In his reply, Hexon now argues that an audio or video recording from the patrol car would corroborate his testimony that Officer Gould did not have the advice of rights card in his pocket and, as a result, could not have read Hexon his rights at the beginning of the interview. Instead, according to Hexon, after about two hours of questioning, Officer Gould was surprised to see he had only a consent to search card and not a Miranda rights card. Officer Gould asked another officer if he had any advice of rights cards in his car. An officer Hexon had not seen before subsequently entered the room with the Miranda rights card and it was then that Officer Gould read Hexon his rights and Hexon signed the card.
The government has produced a sworn statement from Scott Hayes, Deputy Chief with the Salem Police Department, attesting that none of the Salem Police Department's cars had video recording or audio recording equipment, whether inward or outward facing, at the time of Hexon's arrest. As a result, even if Hexon actually asked his counsel to retrieve such evidence, none would have existed. As a result, Hexon cannot show he was prejudiced by any failure of his counsel. Strickland, 466 U.S. at 687 (error must be "so serious as to deprive the defendant of a fair trial").

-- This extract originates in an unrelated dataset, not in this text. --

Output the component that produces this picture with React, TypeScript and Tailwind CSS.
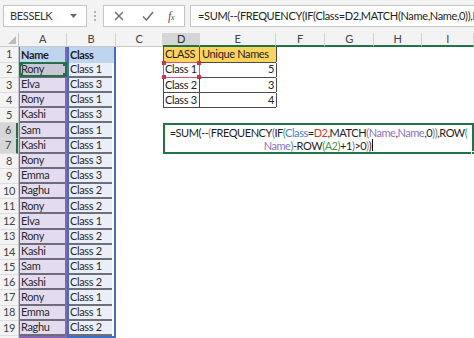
const names = ["Rony", "Elva", "Rony", "Kashi", "Sam", "Kashi", "Rony", "Emma", "Raghu", "Rony", "Elva", "Rony", "Kashi", "Sam", "Kashi", "Rony", "Emma", "Raghu"];
const classes = ["Class 1", "Class 3", "Class 1", "Class 3", "Class 1", "Class 1", "Class 3", "Class 3", "Class 2", "Class 2", "Class 1", "Class 2", "Class 2", "Class 1", "Class 2", "Class 1", "Class 1", "Class 2"];

const summary = [
  ["Class 1", 5],
  ["Class 2", 3],
  ["Class 3", 4],
] as const;

const cols = [
  { id: "A", w: "w-[48px]" },
  { id: "B", w: "w-[49px]" },
  { id: "C", w: "w-[47px]" },
  { id: "D", w: "w-[37px]" },
  { id: "E", w: "w-[76px]" },
  { id: "F", w: "w-[49px]" },
  { id: "G", w: "w-[49px]" },
  { id: "H", w: "w-[48px]" },
  { id: "I", w: "w-[52px]" },
];

const K = "text-[#1e1e1e]";
const OR = "text-[#d9762f]";
const PU = "text-[#8d5fae]";
const PK = "text-[#b1619f]";
const GR = "text-[#3f9a52]";
const BL = "text-[#4a7dcc]";
const RD = "text-[#cf3a3a]";
const NM = "text-[#8b72c2]";

const line1: [string, string][] = [
  ["=SUM(--", K], ["(", OR], ["FREQUENCY", K], ["(", PU], ["IF", K], ["(", GR],
  ["Class", BL], ["=", K], ["D2", RD], [",MATCH", K], ["(", PK], ["Name", NM],
  [",", K], ["Name", NM], [",0", K], [")", PK], [")", GR], [",ROW", K], ["(", GR],
];
const line2: [string, string][] = [
  ["Name", NM], [")", GR], ["-ROW", K], ["(", GR], ["A2", GR], [")", GR],
  ["+1", K], [")", PU], [">0", K], [")", OR], [")", K],
];

function Handles({ color }: { color: string }) {
  return (
    <>
      <span className={`absolute -left-[2px] -top-[2px] w-[4px] h-[4px] ${color}`} />
      <span className={`absolute -right-[2px] -top-[2px] w-[4px] h-[4px] ${color}`} />
      <span className={`absolute -left-[2px] -bottom-[2px] w-[4px] h-[4px] ${color}`} />
      <span className={`absolute -right-[2px] -bottom-[2px] w-[4px] h-[4px] ${color}`} />
    </>
  );
}

function Toolbar() {
  return (
    <div className="h-[33px] bg-[#f3f3f3] flex items-start pt-[5px]">
      <div className="ml-[3px] w-[84px] h-[22px] bg-white border border-[#c6c6c6] flex items-center justify-between pl-[6px] pr-[9px]">
        <span className="text-[11px] text-[#333]">BESSELK</span>
        <svg width="7" height="4" viewBox="0 0 7 4">
          <path d="M0 0h7L3.5 4z" fill="#6a6a6a" />
        </svg>
      </div>
      <div className="w-[16px] h-[22px] flex flex-col items-center justify-center gap-[2px]">
        <span className="w-[2px] h-[2px] bg-[#b0b0b0]" />
        <span className="w-[2px] h-[2px] bg-[#b0b0b0]" />
        <span className="w-[2px] h-[2px] bg-[#b0b0b0]" />
      </div>
      <div className="w-[82px] h-[22px] bg-white border border-[#c6c6c6] flex items-center pl-[10px]">
        <svg width="10" height="10" viewBox="0 0 10 10">
          <path d="M1 1l8 8M9 1l-8 8" stroke="#6a6a6a" strokeWidth="1.3" />
        </svg>
        <svg className="ml-[18px]" width="12" height="10" viewBox="0 0 12 10">
          <path d="M1 5.5l3.5 3.5L11 1" stroke="#6a6a6a" strokeWidth="1.4" fill="none" />
        </svg>
        <span className="ml-[14px] text-[12px] italic text-[#555] font-['Liberation_Serif',serif] leading-none">
          f<span className="text-[8px]">x</span>
        </span>
      </div>
      <div className="ml-[5px] flex-1 min-w-0 h-[22px] bg-white border border-[#c6c6c6] border-r-0 flex items-center pl-[7px] overflow-hidden">
        <span className="text-[11px] text-[#222] whitespace-nowrap">
          =SUM(--(FREQUENCY(IF(Class=D2,MATCH(Name,Name,0)),ROW(Name)-ROW(A2)+1)&gt;0))
        </span>
      </div>
    </div>
  );
}

function HeaderRow() {
  return (
    <div className="flex h-[14.4px] bg-[#f3f3f3]">
      <div className="w-[19px] border-r border-b border-[#c8c8c8] flex items-end justify-end p-[2px]">
        <svg width="8" height="8" viewBox="0 0 8 8">
          <path d="M8 0v8H0z" fill="#bcbcbc" />
        </svg>
      </div>
      {cols.map((c) => {
        const sel = c.id === "D";
        const green = ["D", "E", "F", "G", "H", "I"].includes(c.id);
        return (
          <div
            key={c.id}
            className={`${c.w} shrink-0 flex items-center justify-center text-[11px] border-r border-[#d4d4d4] ${
              sel ? "bg-[#d6d6d6] text-[#2c2c2c]" : "text-[#444]"
            } ${green ? "border-b-2 border-b-[#217346]" : "border-b border-b-[#c8c8c8]"}`}
          >
            {c.id}
          </div>
        );
      })}
    </div>
  );
}

function RowHeaders() {
  return (
    <div className="w-[19px] shrink-0 bg-[#f3f3f3] border-r border-[#c8c8c8]">
      {Array.from({ length: 19 }, (_, i) => i + 1).map((n) => {
        const sel = n === 6 || n === 7;
        return (
          <div
            key={n}
            className={`h-[15.2px] flex items-center justify-center text-[11px] text-[#444] border-b border-[#dedede] ${
              sel ? "bg-[#d6d6d6] border-r-2 border-r-[#217346]" : ""
            }`}
          >
            {n}
          </div>
        );
      })}
    </div>
  );
}

function NameColumn() {
  return (
    <div className="w-[48px] shrink-0 border-l border-r-2 border-[#8467b3] border-b-2">
      <div className="h-[15.2px] bg-[#bfd5ee] pl-[1px] flex items-center text-[11px] font-bold text-[#1e1e1e]">
        Name
      </div>
      {names.map((n, i) => (
        <div
          key={i}
          className={`relative h-[15.2px] pl-[1px] flex items-center text-[11px] text-[#2a2a2a] border-b-2 border-[#6e6c7c] ${
            i === 0 ? "bg-[#c9c7d3]" : "bg-[#e3dcf0]"
          }`}
        >
          {n}
          {i === 0 && (
            <div className="absolute -left-[1px] -right-[2px] -top-[1px] -bottom-[1px] border-2 border-[#217346]">
              <Handles color="bg-[#217346]" />
            </div>
          )}
        </div>
      ))}
    </div>
  );
}

function ClassColumn() {
  return (
    <div className="w-[49px] shrink-0 border-l-2 border-r-2 border-b-2 border-[#3f6fc4]">
      <div className="h-[15.2px] bg-[#bfd5ee] pl-[1px] flex items-center text-[11px] font-bold text-[#1e1e1e]">
        Class
      </div>
      {classes.map((c, i) => (
        <div key={i} className="h-[15.2px] bg-[#e9eef8] pl-[1px] flex items-center text-[11px] text-[#2a2a2a] border-b-2 border-[#6e7078] mr-[2px] whitespace-nowrap">
          {c}
        </div>
      ))}
    </div>
  );
}

function SummaryTable() {
  return (
    <div className="ml-[47px] w-[113px] border-l border-[#4a4a4a] whitespace-nowrap">
      <div className="flex h-[15.2px] bg-[#fcd35c] border-b border-[#4a4a4a]">
        <div className="w-[36px] shrink-0 border-r border-[#4a4a4a] pl-[1px] flex items-center text-[11px] text-[#1e1e1e] tracking-[-0.5px]">CLASS</div>
        <div className="w-[77px] shrink-0 border-r border-[#4a4a4a] pl-[2px] flex items-center text-[11px] text-[#1e1e1e]">Unique Names</div>
      </div>
      {summary.map(([label, n], i) => (
        <div key={label} className="flex h-[15.2px] border-b border-[#4a4a4a]">
          <div className="relative w-[36px] shrink-0 border-r border-[#4a4a4a] pl-[1px] flex items-center text-[11px] text-[#222]">
            {label}
            {i === 0 && (
              <div className="absolute -left-[1px] -right-[1px] -top-[1px] -bottom-[1px] border border-[#d4596a]">
                <Handles color="bg-[#c8354d]" />
              </div>
            )}
          </div>
          <div className="w-[77px] shrink-0 border-r border-[#4a4a4a] pr-[2px] flex items-center justify-end text-[11px] text-[#222]">
            {n}
          </div>
        </div>
      ))}
    </div>
  );
}

function FormulaCell() {
  return (
    <div className="relative ml-[47px] mt-[15.2px] w-[311px] h-[30.4px] border-2 border-[#217346] bg-white flex flex-col items-center justify-center text-[11px] leading-[13px] whitespace-nowrap tracking-[-0.45px]">
      <div>
        {line1.map(([t, c], i) => (
          <span key={i} className={c}>{t}</span>
        ))}
      </div>
      <div className="flex items-center">
        {line2.map(([t, c], i) => (
          <span key={i} className={c}>{t}</span>
        ))}
        <span className="ml-[1px] w-[1px] h-[12px] bg-[#111]" />
      </div>
      <span className="absolute -right-[3px] -bottom-[3px] w-[4px] h-[4px] bg-[#217346] border border-white" />
    </div>
  );
}

export default function App() {
  return (
    <div className="w-[474px] h-[338px] overflow-hidden bg-white font-['Lato','Liberation_Sans',sans-serif] tracking-[-0.35px]">
      <Toolbar />
      <HeaderRow />
      <div className="flex">
        <RowHeaders />
        <NameColumn />
        <ClassColumn />
        <div className="flex-1 flex flex-col">
          <SummaryTable />
          <FormulaCell />
        </div>
      </div>
    </div>
  );
}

Such additional evidence, even if it existed, would affect only my alternative holding denying Hexon's Motion to Suppress. I initially held Hexon was not in custody, thereby obviating any need for Miranda warnings. Opinion & Order 7-11 (2008) [23].
CONCLUSION
Hexon's motion, under 28 U.S.C. § 2255, to vacate, set aside or correct his sentence [177] is DENIED. Because Hexon has not made a substantial showing of the denial of a constitutional right, a certificate of appealability is denied. See 28 U.S.C. § 2253(c)(2). IT IS SO ORDERED.